Problem to solve. Drop the images; return everything else in the listing below exactly.

Stored data.
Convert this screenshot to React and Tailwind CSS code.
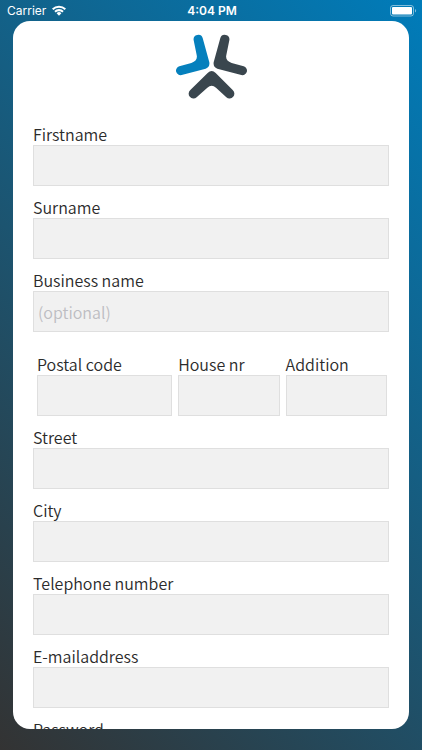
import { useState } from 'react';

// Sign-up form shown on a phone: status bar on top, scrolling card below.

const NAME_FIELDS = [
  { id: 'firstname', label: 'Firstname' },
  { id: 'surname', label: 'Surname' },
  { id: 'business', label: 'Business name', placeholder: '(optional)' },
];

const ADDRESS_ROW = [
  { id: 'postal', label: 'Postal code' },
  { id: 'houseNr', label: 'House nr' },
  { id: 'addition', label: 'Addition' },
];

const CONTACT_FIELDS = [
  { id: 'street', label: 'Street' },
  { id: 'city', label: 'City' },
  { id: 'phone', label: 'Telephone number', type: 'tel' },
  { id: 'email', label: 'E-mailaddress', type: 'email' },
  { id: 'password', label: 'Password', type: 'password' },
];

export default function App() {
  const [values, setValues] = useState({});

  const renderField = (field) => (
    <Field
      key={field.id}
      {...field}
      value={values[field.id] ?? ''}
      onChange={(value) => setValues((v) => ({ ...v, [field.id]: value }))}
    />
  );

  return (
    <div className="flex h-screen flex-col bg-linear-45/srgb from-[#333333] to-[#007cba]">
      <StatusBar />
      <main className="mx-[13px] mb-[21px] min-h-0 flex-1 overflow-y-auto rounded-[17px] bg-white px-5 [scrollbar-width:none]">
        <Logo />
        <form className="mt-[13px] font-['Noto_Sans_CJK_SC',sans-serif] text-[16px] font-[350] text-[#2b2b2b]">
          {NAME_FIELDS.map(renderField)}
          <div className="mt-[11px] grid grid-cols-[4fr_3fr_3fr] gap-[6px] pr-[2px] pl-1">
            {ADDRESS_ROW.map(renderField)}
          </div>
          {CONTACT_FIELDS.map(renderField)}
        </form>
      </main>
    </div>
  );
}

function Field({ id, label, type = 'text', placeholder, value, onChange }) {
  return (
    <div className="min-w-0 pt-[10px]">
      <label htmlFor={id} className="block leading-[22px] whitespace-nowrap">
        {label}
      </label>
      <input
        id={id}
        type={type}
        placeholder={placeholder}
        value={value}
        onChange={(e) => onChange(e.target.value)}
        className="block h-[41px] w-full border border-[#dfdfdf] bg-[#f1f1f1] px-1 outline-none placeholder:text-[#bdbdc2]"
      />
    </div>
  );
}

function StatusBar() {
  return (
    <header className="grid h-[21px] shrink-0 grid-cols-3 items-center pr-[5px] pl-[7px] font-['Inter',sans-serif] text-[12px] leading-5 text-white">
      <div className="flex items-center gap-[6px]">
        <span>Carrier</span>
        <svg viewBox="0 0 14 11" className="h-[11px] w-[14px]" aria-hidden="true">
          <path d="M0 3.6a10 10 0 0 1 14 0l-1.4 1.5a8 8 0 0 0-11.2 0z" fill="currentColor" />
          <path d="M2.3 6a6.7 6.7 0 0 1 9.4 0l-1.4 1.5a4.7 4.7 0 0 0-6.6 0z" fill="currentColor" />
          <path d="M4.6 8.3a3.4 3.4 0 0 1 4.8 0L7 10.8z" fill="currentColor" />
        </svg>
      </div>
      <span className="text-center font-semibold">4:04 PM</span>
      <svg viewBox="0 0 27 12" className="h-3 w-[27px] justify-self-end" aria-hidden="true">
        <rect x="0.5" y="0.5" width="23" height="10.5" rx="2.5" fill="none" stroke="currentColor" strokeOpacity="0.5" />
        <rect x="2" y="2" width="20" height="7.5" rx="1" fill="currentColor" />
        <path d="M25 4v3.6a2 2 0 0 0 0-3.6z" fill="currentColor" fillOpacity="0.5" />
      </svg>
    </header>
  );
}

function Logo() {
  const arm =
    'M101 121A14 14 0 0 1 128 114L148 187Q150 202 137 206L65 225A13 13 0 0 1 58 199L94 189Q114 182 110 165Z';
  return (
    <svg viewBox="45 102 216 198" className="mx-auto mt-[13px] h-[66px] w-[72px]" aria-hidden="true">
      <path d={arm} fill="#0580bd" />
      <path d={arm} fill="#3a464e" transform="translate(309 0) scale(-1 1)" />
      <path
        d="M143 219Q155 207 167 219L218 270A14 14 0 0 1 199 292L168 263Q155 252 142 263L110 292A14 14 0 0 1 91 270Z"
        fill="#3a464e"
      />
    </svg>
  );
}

Completed exercise.
Convert this screenshot to React and Tailwind CSS code.
import { useState } from 'react';

// Sign-up form shown on a phone: status bar on top, scrolling card below.

const NAME_FIELDS = [
  { id: 'firstname', label: 'Firstname' },
  { id: 'surname', label: 'Surname' },
  { id: 'business', label: 'Business name', placeholder: '(optional)' },
];

const ADDRESS_ROW = [
  { id: 'postal', label: 'Postal code' },
  { id: 'houseNr', label: 'House nr' },
  { id: 'addition', label: 'Addition' },
];

const CONTACT_FIELDS = [
  { id: 'street', label: 'Street' },
  { id: 'city', label: 'City' },
  { id: 'phone', label: 'Telephone number', type: 'tel' },
  { id: 'email', label: 'E-mailaddress', type: 'email' },
  { id: 'password', label: 'Password', type: 'password' },
];

export default function App() {
  const [values, setValues] = useState({});

  const renderField = (field) => (
    <Field
      key={field.id}
      {...field}
      value={values[field.id] ?? ''}
      onChange={(value) => setValues((v) => ({ ...v, [field.id]: value }))}
    />
  );

  return (
    <div className="flex h-screen flex-col bg-linear-45/srgb from-[#333333] to-[#007cba]">
      <StatusBar />
      <main className="mx-[13px] mb-[21px] min-h-0 flex-1 overflow-y-auto rounded-[17px] bg-white px-5 [scrollbar-width:none]">
        <Logo />
        <form className="mt-[13px] font-['Noto_Sans_CJK_SC',sans-serif] text-[16px] font-[350] text-[#2b2b2b]">
          {NAME_FIELDS.map(renderField)}
          <div className="mt-[11px] grid grid-cols-[4fr_3fr_3fr] gap-[6px] pr-[2px] pl-1">
            {ADDRESS_ROW.map(renderField)}
          </div>
          {CONTACT_FIELDS.map(renderField)}
        </form>
      </main>
    </div>
  );
}

function Field({ id, label, type = 'text', placeholder, value, onChange }) {
  return (
    <div className="min-w-0 pt-[10px]">
      <label htmlFor={id} className="block leading-[22px] whitespace-nowrap">
        {label}
      </label>
      <input
        id={id}
        type={type}
        placeholder={placeholder}
        value={value}
        onChange={(e) => onChange(e.target.value)}
        className="block h-[41px] w-full border border-[#dfdfdf] bg-[#f1f1f1] px-1 outline-none placeholder:text-[#bdbdc2]"
      />
    </div>
  );
}

function StatusBar() {
  return (
    <header className="grid h-[21px] shrink-0 grid-cols-3 items-center pr-[5px] pl-[7px] font-['Inter',sans-serif] text-[12px] leading-5 text-white">
      <div className="flex items-center gap-[6px]">
        <span>Carrier</span>
        <svg viewBox="0 0 14 11" className="h-[11px] w-[14px]" aria-hidden="true">
          <path d="M0 3.6a10 10 0 0 1 14 0l-1.4 1.5a8 8 0 0 0-11.2 0z" fill="currentColor" />
          <path d="M2.3 6a6.7 6.7 0 0 1 9.4 0l-1.4 1.5a4.7 4.7 0 0 0-6.6 0z" fill="currentColor" />
          <path d="M4.6 8.3a3.4 3.4 0 0 1 4.8 0L7 10.8z" fill="currentColor" />
        </svg>
      </div>
      <span className="text-center font-semibold">4:04 PM</span>
      <svg viewBox="0 0 27 12" className="h-3 w-[27px] justify-self-end" aria-hidden="true">
        <rect x="0.5" y="0.5" width="23" height="10.5" rx="2.5" fill="none" stroke="currentColor" strokeOpacity="0.5" />
        <rect x="2" y="2" width="20" height="7.5" rx="1" fill="currentColor" />
        <path d="M25 4v3.6a2 2 0 0 0 0-3.6z" fill="currentColor" fillOpacity="0.5" />
      </svg>
    </header>
  );
}

function Logo() {
  const arm =
    'M101 121A14 14 0 0 1 128 114L148 187Q150 202 137 206L65 225A13 13 0 0 1 58 199L94 189Q114 182 110 165Z';
  return (
    <svg viewBox="45 102 216 198" className="mx-auto mt-[13px] h-[66px] w-[72px]" aria-hidden="true">
      <path d={arm} fill="#0580bd" />
      <path d={arm} fill="#3a464e" transform="translate(309 0) scale(-1 1)" />
      <path
        d="M143 219Q155 207 167 219L218 270A14 14 0 0 1 199 292L168 263Q155 252 142 263L110 292A14 14 0 0 1 91 270Z"
        fill="#3a464e"
      />
    </svg>
  );
}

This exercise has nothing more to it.